_What to produce:_ Wherever a line holds the string "Convert", copy that line.

_Material for this task:_
* * *

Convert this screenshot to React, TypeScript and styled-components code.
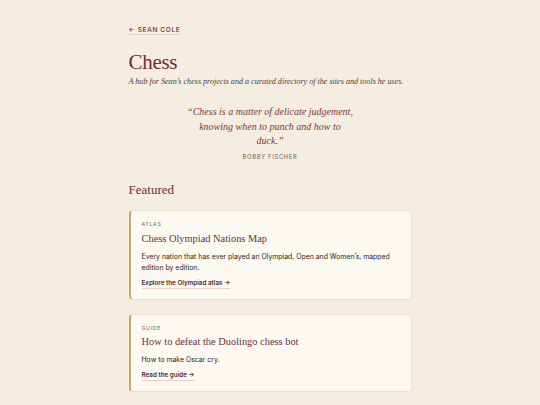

* * *

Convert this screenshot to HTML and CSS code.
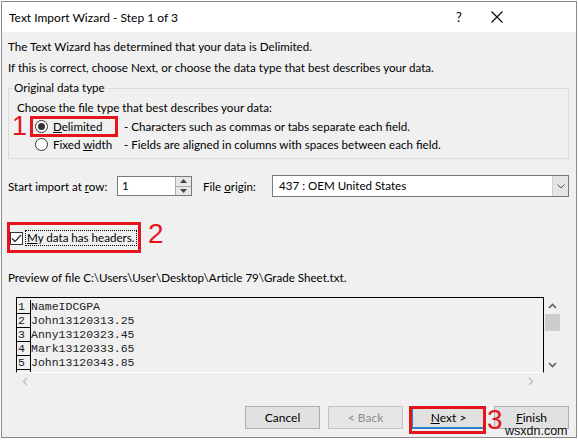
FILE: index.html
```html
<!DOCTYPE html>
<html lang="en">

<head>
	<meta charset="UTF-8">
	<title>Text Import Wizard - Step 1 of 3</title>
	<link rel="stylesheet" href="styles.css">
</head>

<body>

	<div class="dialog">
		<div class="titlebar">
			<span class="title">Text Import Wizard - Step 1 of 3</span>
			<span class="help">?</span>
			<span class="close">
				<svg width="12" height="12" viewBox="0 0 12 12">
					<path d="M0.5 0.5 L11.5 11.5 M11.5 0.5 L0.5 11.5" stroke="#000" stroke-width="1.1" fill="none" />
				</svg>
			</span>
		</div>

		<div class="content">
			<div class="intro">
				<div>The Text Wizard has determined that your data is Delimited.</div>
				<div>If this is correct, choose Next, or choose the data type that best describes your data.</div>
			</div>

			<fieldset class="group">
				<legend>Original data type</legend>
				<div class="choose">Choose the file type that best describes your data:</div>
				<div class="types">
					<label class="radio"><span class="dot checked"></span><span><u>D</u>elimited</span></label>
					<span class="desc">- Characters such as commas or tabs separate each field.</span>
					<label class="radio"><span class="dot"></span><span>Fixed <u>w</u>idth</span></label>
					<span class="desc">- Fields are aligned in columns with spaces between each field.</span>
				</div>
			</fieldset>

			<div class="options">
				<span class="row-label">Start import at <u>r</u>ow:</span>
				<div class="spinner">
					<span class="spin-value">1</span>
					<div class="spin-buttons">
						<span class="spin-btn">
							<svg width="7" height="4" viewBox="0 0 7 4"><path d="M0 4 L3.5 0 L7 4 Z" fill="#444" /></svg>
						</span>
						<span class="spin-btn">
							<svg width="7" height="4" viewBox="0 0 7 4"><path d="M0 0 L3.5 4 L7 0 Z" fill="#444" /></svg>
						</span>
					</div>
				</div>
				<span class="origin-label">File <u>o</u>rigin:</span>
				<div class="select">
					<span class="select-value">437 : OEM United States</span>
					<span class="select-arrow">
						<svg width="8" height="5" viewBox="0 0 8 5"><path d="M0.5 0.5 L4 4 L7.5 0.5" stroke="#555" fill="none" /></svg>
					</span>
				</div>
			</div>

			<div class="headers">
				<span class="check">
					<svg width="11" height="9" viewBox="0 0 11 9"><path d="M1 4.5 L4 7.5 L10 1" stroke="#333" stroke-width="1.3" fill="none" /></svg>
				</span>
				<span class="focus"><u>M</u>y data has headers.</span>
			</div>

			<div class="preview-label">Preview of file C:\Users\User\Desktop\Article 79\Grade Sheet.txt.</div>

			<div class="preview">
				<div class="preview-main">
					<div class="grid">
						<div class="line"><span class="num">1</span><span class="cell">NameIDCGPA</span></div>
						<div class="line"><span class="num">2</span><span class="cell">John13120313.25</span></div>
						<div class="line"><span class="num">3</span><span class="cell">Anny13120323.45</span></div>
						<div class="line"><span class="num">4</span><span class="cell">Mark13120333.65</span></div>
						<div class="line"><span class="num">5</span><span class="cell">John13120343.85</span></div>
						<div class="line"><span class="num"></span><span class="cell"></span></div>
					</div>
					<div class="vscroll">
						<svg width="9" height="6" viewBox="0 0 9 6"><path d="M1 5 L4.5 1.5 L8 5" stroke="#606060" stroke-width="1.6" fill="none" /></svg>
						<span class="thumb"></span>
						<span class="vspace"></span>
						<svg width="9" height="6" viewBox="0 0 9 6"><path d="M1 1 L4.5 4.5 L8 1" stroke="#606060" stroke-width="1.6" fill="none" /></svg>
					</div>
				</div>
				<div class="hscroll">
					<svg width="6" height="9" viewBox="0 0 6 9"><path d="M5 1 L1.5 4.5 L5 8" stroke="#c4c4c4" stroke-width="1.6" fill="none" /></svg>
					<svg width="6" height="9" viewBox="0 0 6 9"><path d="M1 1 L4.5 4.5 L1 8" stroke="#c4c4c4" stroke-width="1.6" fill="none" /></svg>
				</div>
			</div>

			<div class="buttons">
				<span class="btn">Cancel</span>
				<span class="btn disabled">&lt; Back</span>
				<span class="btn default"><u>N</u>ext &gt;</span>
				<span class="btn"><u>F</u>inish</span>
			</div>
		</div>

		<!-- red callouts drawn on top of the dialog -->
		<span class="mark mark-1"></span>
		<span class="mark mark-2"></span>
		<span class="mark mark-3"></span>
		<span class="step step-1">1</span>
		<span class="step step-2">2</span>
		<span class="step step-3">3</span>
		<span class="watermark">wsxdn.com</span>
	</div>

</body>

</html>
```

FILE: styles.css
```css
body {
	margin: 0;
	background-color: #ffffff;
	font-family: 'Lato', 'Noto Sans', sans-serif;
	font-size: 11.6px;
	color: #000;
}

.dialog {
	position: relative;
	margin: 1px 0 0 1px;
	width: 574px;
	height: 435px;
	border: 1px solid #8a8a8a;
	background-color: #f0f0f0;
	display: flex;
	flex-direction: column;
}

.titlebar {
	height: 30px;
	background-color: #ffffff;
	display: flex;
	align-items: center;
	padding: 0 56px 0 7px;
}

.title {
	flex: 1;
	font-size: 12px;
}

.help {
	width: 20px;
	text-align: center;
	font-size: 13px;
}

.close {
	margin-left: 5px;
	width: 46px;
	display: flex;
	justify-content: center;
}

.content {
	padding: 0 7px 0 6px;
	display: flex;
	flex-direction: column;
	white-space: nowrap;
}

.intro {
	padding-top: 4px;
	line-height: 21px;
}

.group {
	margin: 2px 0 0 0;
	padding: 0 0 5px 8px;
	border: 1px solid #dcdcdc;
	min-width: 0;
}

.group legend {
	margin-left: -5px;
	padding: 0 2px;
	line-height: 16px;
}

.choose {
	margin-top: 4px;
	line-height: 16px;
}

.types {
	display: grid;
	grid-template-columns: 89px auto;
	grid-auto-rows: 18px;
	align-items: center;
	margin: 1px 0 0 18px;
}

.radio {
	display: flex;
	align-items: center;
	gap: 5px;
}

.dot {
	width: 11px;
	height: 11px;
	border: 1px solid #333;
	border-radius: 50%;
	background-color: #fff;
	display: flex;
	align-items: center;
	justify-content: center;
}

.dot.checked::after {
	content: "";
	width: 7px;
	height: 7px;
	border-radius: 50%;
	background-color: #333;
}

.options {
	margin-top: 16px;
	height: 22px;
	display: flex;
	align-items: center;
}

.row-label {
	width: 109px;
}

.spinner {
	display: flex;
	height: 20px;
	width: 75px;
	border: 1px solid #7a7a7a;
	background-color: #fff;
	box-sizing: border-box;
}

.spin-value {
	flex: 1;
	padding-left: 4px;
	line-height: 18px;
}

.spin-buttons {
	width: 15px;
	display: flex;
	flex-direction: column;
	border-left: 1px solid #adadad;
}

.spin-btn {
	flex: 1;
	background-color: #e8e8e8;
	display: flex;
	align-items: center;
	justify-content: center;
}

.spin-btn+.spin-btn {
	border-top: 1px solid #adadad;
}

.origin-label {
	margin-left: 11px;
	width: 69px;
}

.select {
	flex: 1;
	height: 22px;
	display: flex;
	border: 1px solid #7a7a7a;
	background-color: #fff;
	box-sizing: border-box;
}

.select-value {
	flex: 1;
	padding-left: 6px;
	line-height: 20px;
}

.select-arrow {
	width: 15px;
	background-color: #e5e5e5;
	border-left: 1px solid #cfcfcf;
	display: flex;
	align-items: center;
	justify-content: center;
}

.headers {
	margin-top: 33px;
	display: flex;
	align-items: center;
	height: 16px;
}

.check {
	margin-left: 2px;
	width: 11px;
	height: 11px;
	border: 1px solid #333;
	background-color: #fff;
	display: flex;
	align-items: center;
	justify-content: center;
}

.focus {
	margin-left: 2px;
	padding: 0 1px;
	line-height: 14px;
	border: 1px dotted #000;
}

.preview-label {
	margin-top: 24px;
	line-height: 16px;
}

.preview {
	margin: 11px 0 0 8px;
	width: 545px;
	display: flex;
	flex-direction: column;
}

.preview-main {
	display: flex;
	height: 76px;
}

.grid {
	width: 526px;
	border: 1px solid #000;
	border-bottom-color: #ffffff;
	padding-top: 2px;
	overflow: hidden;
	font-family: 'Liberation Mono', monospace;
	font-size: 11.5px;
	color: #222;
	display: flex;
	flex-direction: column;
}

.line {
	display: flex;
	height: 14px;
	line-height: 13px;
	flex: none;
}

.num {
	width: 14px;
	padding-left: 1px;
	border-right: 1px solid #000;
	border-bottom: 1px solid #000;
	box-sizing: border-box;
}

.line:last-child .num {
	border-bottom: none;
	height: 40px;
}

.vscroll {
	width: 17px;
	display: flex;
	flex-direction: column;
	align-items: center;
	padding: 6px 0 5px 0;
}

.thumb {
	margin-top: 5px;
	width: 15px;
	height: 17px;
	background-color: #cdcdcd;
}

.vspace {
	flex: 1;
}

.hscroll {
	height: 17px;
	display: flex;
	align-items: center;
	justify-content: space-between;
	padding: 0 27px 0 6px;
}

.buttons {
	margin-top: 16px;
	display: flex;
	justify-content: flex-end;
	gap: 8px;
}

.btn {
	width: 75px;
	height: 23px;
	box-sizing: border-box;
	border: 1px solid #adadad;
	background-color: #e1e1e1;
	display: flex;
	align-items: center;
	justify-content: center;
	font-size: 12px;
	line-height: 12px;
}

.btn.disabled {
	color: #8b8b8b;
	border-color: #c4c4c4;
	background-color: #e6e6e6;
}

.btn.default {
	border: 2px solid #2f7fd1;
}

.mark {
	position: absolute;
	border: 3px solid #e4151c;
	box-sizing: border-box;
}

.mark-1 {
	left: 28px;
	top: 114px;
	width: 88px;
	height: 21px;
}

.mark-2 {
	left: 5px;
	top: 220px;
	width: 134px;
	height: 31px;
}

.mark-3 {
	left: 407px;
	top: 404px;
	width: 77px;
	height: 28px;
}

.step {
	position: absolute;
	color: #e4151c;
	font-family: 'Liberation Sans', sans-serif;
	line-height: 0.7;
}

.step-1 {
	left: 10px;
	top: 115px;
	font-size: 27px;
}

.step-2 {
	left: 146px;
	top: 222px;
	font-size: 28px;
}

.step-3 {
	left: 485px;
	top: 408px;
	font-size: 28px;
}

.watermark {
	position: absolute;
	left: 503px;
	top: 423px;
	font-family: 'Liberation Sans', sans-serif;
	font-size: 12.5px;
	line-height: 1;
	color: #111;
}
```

* * *

_Task answer:_
Convert this screenshot to React, TypeScript and styled-components code.
Convert this screenshot to HTML and CSS code.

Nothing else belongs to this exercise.